Embrace Rest:: Here's How

Embrace Rest:
  • Share the gift of rest with someone else. Give them a three minute shoulder rub.
  • Take a 20 min nap!
  • Take 10 min alone to list your joys.
  • Find a mom with a baby in your meeting and offer to hold the door, throw something away, or even hold the baby for a minute .
  • Find somewhere unique to rest and do nothing. Post a picture of your resting spot.
  • Do you love to read, draw, chat with friends? Carve out some time to do that this weekend!
  • In the middle of a busy day, drink a bottle of water and spend of few minutes letting your body soak it up.
  • Breathe deeply! In through your nose, out through your mouth and focus on breathing for the next 30 seconds. Thank God for a moment of rest.
  • Focus on one thing you are incredibly thankful for. Thank God for this one element in your life; don’t make a list – simply thank him for this single powerful blessing and rest in the graciousness.
  • Grab some lotion and give a friend a hand massage!
  • Reading a good book? Tell someone about it.

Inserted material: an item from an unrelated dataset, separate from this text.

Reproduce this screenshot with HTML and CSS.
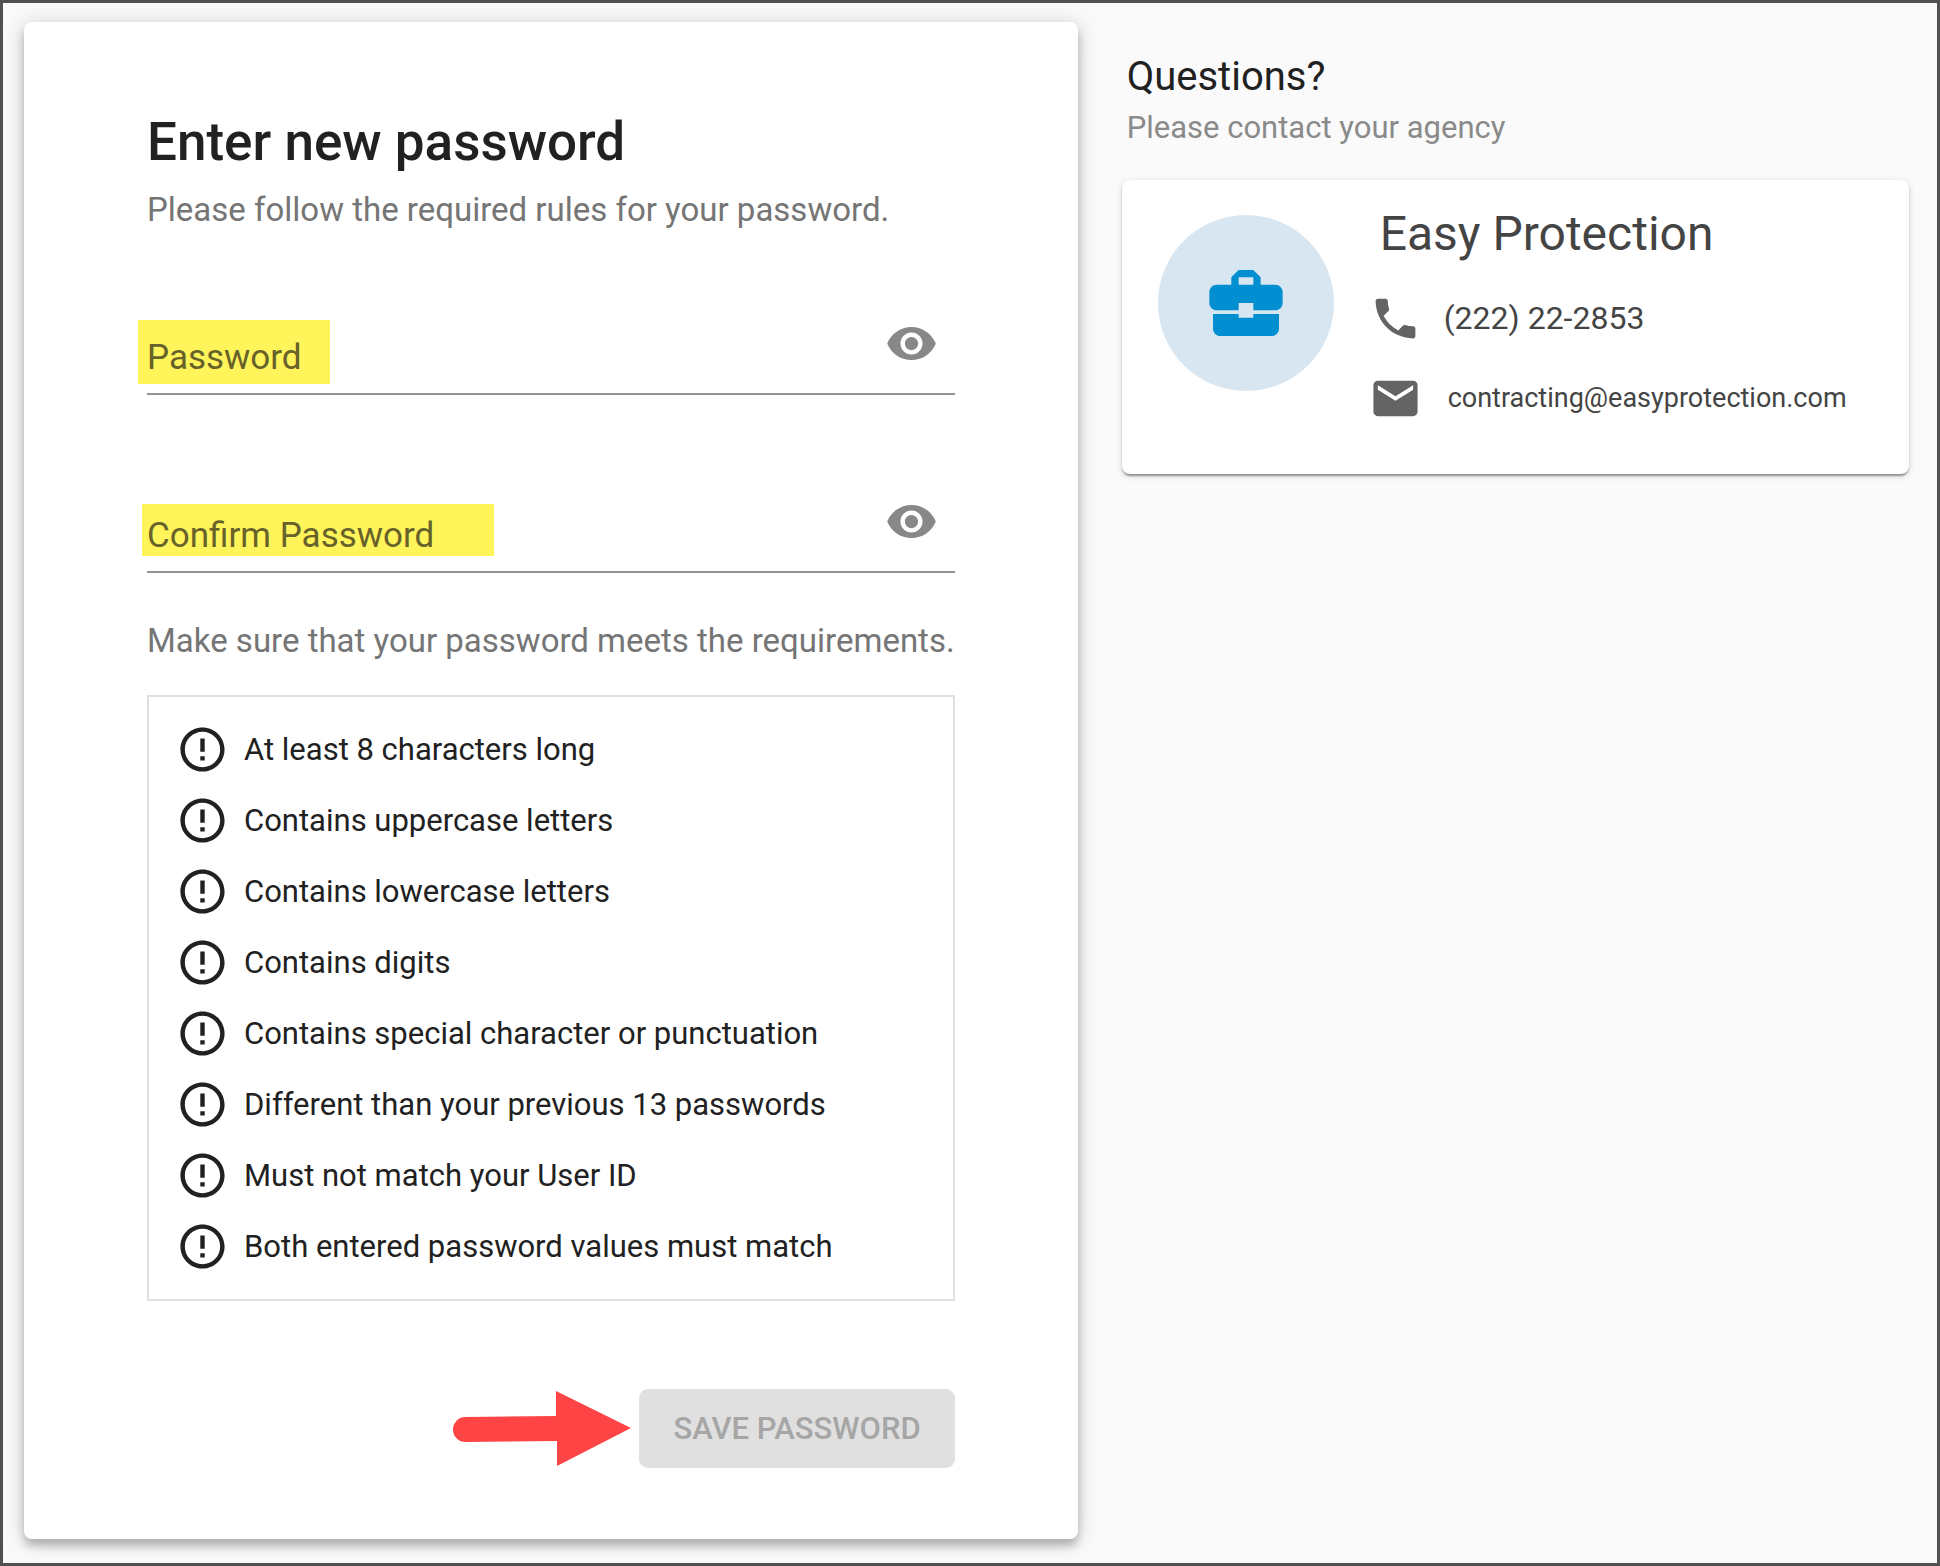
FILE: index.html
```html
<!DOCTYPE html>
<html lang="en">
<head>
    <meta charset="UTF-8">
    <meta name="viewport" content="width=device-width, initial-scale=1.0">
    <title>Enter new password</title>
    <link rel="stylesheet" href="styles.css">
</head>
<body>

    <!-- Shared icons -->
    <svg class="sprite" aria-hidden="true">
        <symbol id="eye" viewBox="0 0 24 24">
            <path d="M12 4.5C7 4.500 2.730 7.610 1 12c1.730 4.390 6 7.500 11 7.500s9.270-3.110 11-7.500c-1.730-4.390-6-7.500-11-7.500zM12 17c-2.760 0-5-2.240-5-5s2.240-5 5-5 5 2.240 5 5-2.240 5-5 5zm0-8c-1.660 0-3 1.340-3 3s1.340 3 3 3 3-1.340 3-3-1.340-3-3-3z"/>
        </symbol>
        <symbol id="alert" viewBox="0 0 24 24">
            <path d="M11 15h2v2h-2zm0-8h2v6h-2zm.99-5C6.470 2 2 6.480 2 12s4.470 10 9.990 10C17.520 22 22 17.520 22 12S17.520 2 11.990 2zM12 20c-4.420 0-8-3.580-8-8s3.580-8 8-8 8 3.580 8 8-3.580 8-8 8z"/>
        </symbol>
    </svg>

    <div class="page">
        <main class="card form-card">
            <h1>Enter new password</h1>
            <p class="hint">Please follow the required rules for your password.</p>

            <form>
                <div class="field">
                    <label for="password"><mark class="mark-password">Password</mark></label>
                    <input type="password" id="password">
                    <button type="button" class="toggle" aria-label="Show password"><svg class="icon"><use href="#eye"/></svg></button>
                </div>

                <div class="field">
                    <label for="confirm"><mark class="mark-confirm">Confirm Password</mark></label>
                    <input type="password" id="confirm">
                    <button type="button" class="toggle" aria-label="Show confirm password"><svg class="icon"><use href="#eye"/></svg></button>
                </div>

                <p class="hint rules-hint">Make sure that your password meets the requirements.</p>

                <ul class="rules">
                    <li><svg class="icon"><use href="#alert"/></svg>At least 8 characters long</li>
                    <li><svg class="icon"><use href="#alert"/></svg>Contains uppercase letters</li>
                    <li><svg class="icon"><use href="#alert"/></svg>Contains lowercase letters</li>
                    <li><svg class="icon"><use href="#alert"/></svg>Contains digits</li>
                    <li><svg class="icon"><use href="#alert"/></svg>Contains special character or punctuation</li>
                    <li><svg class="icon"><use href="#alert"/></svg>Different than your previous 13 passwords</li>
                    <li><svg class="icon"><use href="#alert"/></svg>Must not match your User ID</li>
                    <li><svg class="icon"><use href="#alert"/></svg>Both entered password values must match</li>
                </ul>

                <div class="actions">
                    <svg class="arrow" viewBox="0 0 178 76" aria-hidden="true">
                        <path d="M12 26L103 25V0L178 37L104 75V50L13 51A12.500 12.500 0 0 1 12 26z"/>
                    </svg>
                    <button type="submit" class="save" disabled>SAVE PASSWORD</button>
                </div>
            </form>
        </main>

        <aside class="contact">
            <h2>Questions?</h2>
            <p class="contact-hint">Please contact your agency</p>

            <div class="card agency">
                <div class="avatar">
                    <svg viewBox="0 0 24 24">
                        <path d="M10 16v-1H3.010L3 19c0 1.110.89 2 2 2h14c1.110 0 2-.89 2-2v-4h-7v1h-4zm10-9h-4.010V5l-2-2h-4l-2 2v2H4c-1.100 0-2 .9-2 2v3c0 1.110.89 2 2 2h6v-2h4v2h6c1.100 0 2-.9 2-2V9c0-1.100-.9-2-2-2zm-6 0h-4V5h4v2z"/>
                    </svg>
                </div>
                <div class="details">
                    <h3>Easy Protection</h3>
                    <div class="line phone">
                        <svg class="icon" viewBox="0 0 24 24"><path d="M6.620 10.790c1.440 2.830 3.760 5.140 6.590 6.590l2.200-2.200c.27-.27.67-.36 1.020-.24 1.120.37 2.330.57 3.570.57.55 0 1 .45 1 1V20c0 .55-.45 1-1 1-9.390 0-17-7.610-17-17 0-.55.45-1 1-1h3.500c.55 0 1 .45 1 1 0 1.250.2 2.450.57 3.570.11.35.03.74-.25 1.020l-2.200 2.200z"/></svg>
                        <span>(222) 22-2853</span>
                    </div>
                    <div class="line email">
                        <svg class="icon" viewBox="0 0 24 24"><path d="M20 4H4c-1.100 0-1.990.9-1.990 2L2 18c0 1.100.9 2 2 2h16c1.100 0 2-.9 2-2V6c0-1.100-.9-2-2-2zm0 4l-8 5-8-5V6l8 5 8-5v2z"/></svg>
                        <span>contracting@easyprotection.com</span>
                    </div>
                </div>
            </div>
        </aside>
    </div>

</body>
</html>
```
FILE: styles.css
```css
* {
    box-sizing: border-box;
}
body {
    margin: 0;
    min-height: 100vh;
    border: 3px solid #505050;
    background-color: #fafafa;
    font-family: Roboto, sans-serif;
    color: #212121;
}
h1, h2, h3, p, ul {
    margin: 0;
    padding: 0;
    font-weight: 400;
}
.sprite {
    display: none;
}
.icon {
    width: 53px;
    height: 53px;
    flex-shrink: 0;
    display: block;
    fill: currentColor;
}
.page {
    display: grid;
    grid-template-columns: 1053fr 788fr;
    gap: 44px;
    align-items: start;
    padding: 19px 28px 24px 21px;
}
.card {
    background: #fff;
    border-radius: 8px;
}

/* Password form */
.form-card {
    padding: 84px 123px 71px 123px;
    box-shadow: 0 7px 9px rgba(0, 0, 0, 0.22), 0 2px 22px rgba(0, 0, 0, 0.18);
}
h1 {
    font-size: 53px;
    line-height: 72px;
    font-weight: 500;
}
.hint {
    font-size: 33px;
    line-height: 44px;
    color: #757575;
    padding-top: 10px;
}
.field {
    display: flex;
    align-items: flex-end;
    height: 178px;
    border-bottom: 2px solid #949494;
}
.hint + form .field:first-child {
    height: 163px;
}
.field label {
    font-size: 35px;
    line-height: 40px;
    margin-bottom: 15px;
}
mark {
    background: #fff45a;
    color: #66622a;
}
.mark-password {
    padding: 17px 28px 6px 9px;
    margin-left: -9px;
}
.mark-confirm {
    padding: 11px 60px 0 5px;
    margin-left: -5px;
}
.field input {
    flex: 1;
    min-width: 0;
    height: 60px;
    border: none;
    outline: none;
    background: transparent;
    font: inherit;
    font-size: 35px;
}
.toggle {
    border: none;
    background: none;
    padding: 0;
    margin: 0 17px 23px 0;
    color: #888;
    cursor: pointer;
}
.rules-hint {
    padding-top: 46px;
    white-space: nowrap;
}
.rules {
    list-style: none;
    margin-top: 32px;
    padding: 17px 27px;
    border: 2px solid #e0e0e0;
}
.rules li {
    display: flex;
    align-items: center;
    gap: 15px;
    height: 71px;
    font-size: 31px;
}
.actions {
    display: flex;
    justify-content: flex-end;
    align-items: center;
    gap: 8px;
    margin-top: 88px;
}
.arrow {
    width: 178px;
    height: 76px;
    fill: #fe4444;
}
.save {
    border: none;
    border-radius: 9px;
    padding: 0 34px;
    height: 79px;
    background: #e0e0e0;
    color: #a6a6a6;
    font-family: inherit;
    font-size: 31px;
    font-weight: 500;
}

/* Agency contact */
.contact {
    padding-top: 31px;
}
h2 {
    font-size: 40px;
    line-height: 48px;
    padding-left: 5px;
}
.contact-hint {
    font-size: 31px;
    line-height: 40px;
    color: #8a8a8a;
    padding: 7px 0 0 5px;
}
.agency {
    display: flex;
    gap: 40px;
    margin-top: 32px;
    padding: 25px 36px;
    color: #444;
    box-shadow: 0 4px 2px -2px rgba(0, 0, 0, 0.2), 0 2px 2px rgba(0, 0, 0, 0.2), 0 2px 7px rgba(0, 0, 0, 0.14);
}
.avatar {
    display: flex;
    align-items: center;
    justify-content: center;
    flex-shrink: 0;
    width: 176px;
    height: 176px;
    margin-top: 10px;
    border-radius: 50%;
    background: #d8e6f1;
}
.avatar svg {
    width: 88px;
    height: 88px;
    fill: #028fd1;
}
.details {
    padding-bottom: 11px;
}
h3 {
    font-size: 48px;
    line-height: 58px;
    padding-left: 6px;
}
.line {
    display: flex;
    align-items: center;
    gap: 22px;
    height: 80px;
    font-size: 32px;
}
.line .icon {
    color: #646464;
    margin-left: -5px;
}
.phone {
    margin-top: 15px;
}
.email {
    font-size: 27px;
    gap: 26px;
}
```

Big or small, find ways to take a minute for yourself.  Whatever you find restful (which might not be "restful" at all--taking a walk or other kinds of exercise can absolutely satisfy your need for rest!), we encourage you to be intentional and seek that out today. Good luck!

Tuesday, November 10, 2015

Zach Brittle::Minding the P's and Q's of Your Marriage

//Remember: if you missed the meeting, or simply want to hear those wise words again, click on the link to your right ("UPC Audio Player") to find the speaker's talk. Happy listening!

WELL. I'd say our speaker kick-off last Tuesday got us off to a good start. Zach Brittle threw us into the deep end of the pool by discussing marriage and the way we look at those precious relationships. He challenged us to consider the meaning of marriage (with the help of the letter "P") through the lens of these three elements:
  • Phases
    • What phase are you in? What phases have you been in and how did you come through them? And where do you need permission, to argue, to dream, to lean in right now? And who needs to give that to you? God, your husband, or some other authority? 
  • Perspective
    • Where do you need to reset your perspective? To step back and see the bigger picture? You've been through phases before and they've passed, so you need to actively pursue a new perspective with the experience of the past that it will pass.
  • Processes 
    • It's important to be building processing skills, like learning how to ask questions and turn toward each other to build your friendship. How are you building your friendship? How are you managing conflict? What are you aware of in yourself? What's one thing you can change? What processes do you have in place that allow you to dream?

That's a lot of questions. But hopefully he prompted us to look deeper into our marriages and examine these important pieces.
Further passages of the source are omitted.